EXERCISE INSTRUCTIONS: Whenever a line contains the string "this", copy it out of the entries.

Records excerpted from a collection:
────────────────

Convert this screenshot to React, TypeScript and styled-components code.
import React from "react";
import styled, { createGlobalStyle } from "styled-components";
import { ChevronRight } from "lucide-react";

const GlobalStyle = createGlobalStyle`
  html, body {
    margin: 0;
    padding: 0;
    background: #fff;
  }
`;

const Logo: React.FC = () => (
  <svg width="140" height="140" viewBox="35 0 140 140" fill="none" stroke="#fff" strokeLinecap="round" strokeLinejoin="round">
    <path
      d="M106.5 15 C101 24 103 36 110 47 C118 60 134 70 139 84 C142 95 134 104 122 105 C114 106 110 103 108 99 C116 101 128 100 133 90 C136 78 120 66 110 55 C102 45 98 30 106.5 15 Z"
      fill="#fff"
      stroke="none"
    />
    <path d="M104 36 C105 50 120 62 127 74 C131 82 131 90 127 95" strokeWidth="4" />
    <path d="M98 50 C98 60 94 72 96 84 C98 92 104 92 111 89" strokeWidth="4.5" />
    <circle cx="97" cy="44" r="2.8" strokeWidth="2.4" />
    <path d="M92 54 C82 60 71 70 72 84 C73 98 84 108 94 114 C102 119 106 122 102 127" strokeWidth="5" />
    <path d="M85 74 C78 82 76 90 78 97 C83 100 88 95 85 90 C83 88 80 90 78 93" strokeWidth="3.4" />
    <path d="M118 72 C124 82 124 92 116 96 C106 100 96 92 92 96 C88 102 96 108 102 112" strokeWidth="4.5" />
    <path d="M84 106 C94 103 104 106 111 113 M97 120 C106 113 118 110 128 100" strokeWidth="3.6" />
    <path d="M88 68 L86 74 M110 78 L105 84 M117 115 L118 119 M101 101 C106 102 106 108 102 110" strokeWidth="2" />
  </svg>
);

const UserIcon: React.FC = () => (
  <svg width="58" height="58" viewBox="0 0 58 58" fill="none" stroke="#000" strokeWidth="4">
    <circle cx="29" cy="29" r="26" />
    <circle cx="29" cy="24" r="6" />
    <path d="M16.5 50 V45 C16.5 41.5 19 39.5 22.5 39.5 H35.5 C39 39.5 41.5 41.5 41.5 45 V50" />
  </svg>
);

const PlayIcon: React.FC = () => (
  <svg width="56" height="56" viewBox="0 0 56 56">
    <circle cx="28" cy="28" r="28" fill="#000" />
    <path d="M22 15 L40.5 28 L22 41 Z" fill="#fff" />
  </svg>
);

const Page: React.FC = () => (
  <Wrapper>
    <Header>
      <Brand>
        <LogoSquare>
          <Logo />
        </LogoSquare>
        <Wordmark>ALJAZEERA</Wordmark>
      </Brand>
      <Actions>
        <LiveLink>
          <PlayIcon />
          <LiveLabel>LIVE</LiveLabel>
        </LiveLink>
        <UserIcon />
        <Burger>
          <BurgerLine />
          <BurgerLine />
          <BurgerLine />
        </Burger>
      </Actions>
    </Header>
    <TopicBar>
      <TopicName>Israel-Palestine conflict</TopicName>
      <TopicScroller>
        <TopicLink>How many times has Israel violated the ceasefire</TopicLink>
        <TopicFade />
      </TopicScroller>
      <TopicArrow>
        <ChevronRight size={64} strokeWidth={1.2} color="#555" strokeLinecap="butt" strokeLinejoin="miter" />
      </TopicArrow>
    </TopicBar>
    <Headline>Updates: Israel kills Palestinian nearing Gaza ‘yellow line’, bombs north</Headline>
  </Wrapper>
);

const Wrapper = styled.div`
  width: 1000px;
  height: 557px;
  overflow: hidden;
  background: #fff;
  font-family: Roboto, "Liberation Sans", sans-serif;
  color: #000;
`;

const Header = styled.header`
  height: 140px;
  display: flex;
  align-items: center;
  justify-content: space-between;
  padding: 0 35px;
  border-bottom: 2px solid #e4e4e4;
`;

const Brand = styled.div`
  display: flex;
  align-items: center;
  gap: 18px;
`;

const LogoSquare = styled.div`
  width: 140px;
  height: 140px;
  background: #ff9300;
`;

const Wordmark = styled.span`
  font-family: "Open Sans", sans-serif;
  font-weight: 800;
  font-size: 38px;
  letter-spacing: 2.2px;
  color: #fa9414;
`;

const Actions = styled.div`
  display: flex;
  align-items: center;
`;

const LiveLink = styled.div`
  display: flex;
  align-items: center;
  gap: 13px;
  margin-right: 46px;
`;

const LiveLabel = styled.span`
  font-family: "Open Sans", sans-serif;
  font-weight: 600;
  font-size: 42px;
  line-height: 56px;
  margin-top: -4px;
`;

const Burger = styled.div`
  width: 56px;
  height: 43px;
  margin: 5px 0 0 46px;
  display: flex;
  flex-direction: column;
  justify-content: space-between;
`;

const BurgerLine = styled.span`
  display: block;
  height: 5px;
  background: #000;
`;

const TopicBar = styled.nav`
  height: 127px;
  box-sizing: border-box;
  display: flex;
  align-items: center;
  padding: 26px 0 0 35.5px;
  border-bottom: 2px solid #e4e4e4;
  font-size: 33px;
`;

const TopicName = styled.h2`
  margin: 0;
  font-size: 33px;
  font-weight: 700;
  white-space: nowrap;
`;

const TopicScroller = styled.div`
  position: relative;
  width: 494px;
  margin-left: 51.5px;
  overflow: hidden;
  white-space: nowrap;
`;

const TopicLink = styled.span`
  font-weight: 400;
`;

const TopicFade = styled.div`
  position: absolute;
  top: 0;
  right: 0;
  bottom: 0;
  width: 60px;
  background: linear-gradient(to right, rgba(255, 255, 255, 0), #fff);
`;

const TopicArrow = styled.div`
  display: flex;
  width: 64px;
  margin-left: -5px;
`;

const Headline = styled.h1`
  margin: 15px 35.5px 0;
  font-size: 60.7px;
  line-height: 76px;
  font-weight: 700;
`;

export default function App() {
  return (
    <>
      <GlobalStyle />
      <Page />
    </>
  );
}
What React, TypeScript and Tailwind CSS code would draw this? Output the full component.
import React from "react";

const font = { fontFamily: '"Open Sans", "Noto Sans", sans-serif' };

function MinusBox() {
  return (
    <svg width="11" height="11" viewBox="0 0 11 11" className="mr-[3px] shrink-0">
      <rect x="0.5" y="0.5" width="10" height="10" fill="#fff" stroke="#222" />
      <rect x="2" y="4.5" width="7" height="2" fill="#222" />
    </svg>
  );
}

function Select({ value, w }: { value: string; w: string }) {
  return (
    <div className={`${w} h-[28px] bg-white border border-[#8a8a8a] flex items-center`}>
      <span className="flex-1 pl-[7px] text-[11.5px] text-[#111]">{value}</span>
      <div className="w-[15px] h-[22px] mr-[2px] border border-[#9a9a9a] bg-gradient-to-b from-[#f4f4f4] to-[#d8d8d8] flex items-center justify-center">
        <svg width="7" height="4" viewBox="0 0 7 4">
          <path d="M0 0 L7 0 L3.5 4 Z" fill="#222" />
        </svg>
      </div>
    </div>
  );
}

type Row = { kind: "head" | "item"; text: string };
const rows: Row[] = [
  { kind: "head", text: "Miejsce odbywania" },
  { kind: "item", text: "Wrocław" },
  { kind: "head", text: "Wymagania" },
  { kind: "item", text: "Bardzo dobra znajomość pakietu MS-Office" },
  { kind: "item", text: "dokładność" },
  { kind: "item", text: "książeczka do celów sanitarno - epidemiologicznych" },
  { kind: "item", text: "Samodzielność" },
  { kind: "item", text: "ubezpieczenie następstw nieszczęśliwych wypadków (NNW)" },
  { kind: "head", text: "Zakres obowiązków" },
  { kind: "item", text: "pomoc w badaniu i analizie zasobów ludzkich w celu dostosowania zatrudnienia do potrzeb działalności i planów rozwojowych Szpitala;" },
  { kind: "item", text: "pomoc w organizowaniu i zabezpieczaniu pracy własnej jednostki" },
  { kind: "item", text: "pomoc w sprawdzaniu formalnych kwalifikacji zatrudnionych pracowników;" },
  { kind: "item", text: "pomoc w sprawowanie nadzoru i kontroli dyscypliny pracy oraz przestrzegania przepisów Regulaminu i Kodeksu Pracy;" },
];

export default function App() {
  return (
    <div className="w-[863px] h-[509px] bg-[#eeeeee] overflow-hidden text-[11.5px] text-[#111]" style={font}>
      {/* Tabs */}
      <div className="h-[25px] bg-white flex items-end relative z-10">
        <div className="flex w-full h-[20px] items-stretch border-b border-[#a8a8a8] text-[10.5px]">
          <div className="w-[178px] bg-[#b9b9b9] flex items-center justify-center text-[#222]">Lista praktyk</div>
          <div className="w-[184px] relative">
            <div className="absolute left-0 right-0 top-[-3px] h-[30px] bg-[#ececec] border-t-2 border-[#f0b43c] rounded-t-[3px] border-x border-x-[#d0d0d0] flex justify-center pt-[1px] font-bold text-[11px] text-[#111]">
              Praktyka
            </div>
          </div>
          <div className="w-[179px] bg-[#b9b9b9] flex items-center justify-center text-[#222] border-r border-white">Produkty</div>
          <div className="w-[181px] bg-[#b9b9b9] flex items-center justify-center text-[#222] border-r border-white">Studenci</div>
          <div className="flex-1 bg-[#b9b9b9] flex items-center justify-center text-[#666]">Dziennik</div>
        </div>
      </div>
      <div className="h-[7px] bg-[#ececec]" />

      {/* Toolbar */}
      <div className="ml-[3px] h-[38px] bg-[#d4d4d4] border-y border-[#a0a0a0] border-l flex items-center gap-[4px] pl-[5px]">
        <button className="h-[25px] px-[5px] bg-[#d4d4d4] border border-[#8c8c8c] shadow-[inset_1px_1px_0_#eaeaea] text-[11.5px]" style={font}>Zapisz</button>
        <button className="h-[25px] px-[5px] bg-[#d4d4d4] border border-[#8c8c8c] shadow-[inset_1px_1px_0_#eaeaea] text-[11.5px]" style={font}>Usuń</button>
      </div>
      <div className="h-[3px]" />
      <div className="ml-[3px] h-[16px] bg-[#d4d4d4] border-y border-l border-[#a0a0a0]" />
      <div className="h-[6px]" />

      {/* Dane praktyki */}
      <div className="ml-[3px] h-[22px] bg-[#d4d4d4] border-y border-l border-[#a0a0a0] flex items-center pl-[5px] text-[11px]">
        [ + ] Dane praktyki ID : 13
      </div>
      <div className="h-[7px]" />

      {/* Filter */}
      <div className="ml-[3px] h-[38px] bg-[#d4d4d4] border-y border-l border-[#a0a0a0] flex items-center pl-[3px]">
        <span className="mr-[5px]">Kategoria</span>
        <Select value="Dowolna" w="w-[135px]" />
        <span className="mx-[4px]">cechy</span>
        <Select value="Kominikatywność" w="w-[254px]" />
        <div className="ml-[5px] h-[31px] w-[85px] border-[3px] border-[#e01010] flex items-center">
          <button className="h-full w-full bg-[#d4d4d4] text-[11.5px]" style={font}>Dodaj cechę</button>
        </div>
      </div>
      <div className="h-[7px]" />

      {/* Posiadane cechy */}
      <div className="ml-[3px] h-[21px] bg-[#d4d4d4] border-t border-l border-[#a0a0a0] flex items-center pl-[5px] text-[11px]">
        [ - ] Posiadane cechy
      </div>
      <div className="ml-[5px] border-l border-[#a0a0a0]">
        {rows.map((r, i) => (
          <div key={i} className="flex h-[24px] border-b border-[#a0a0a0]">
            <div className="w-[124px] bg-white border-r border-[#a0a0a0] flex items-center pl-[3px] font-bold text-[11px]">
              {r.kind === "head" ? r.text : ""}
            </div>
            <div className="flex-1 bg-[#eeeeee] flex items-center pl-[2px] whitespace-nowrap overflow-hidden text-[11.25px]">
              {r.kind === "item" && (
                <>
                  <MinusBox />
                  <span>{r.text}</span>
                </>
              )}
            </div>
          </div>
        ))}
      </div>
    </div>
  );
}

────────────────

ANSWER BELOW:
Convert this screenshot to React, TypeScript and styled-components code.
What React, TypeScript and Tailwind CSS code would draw this? Output the full component.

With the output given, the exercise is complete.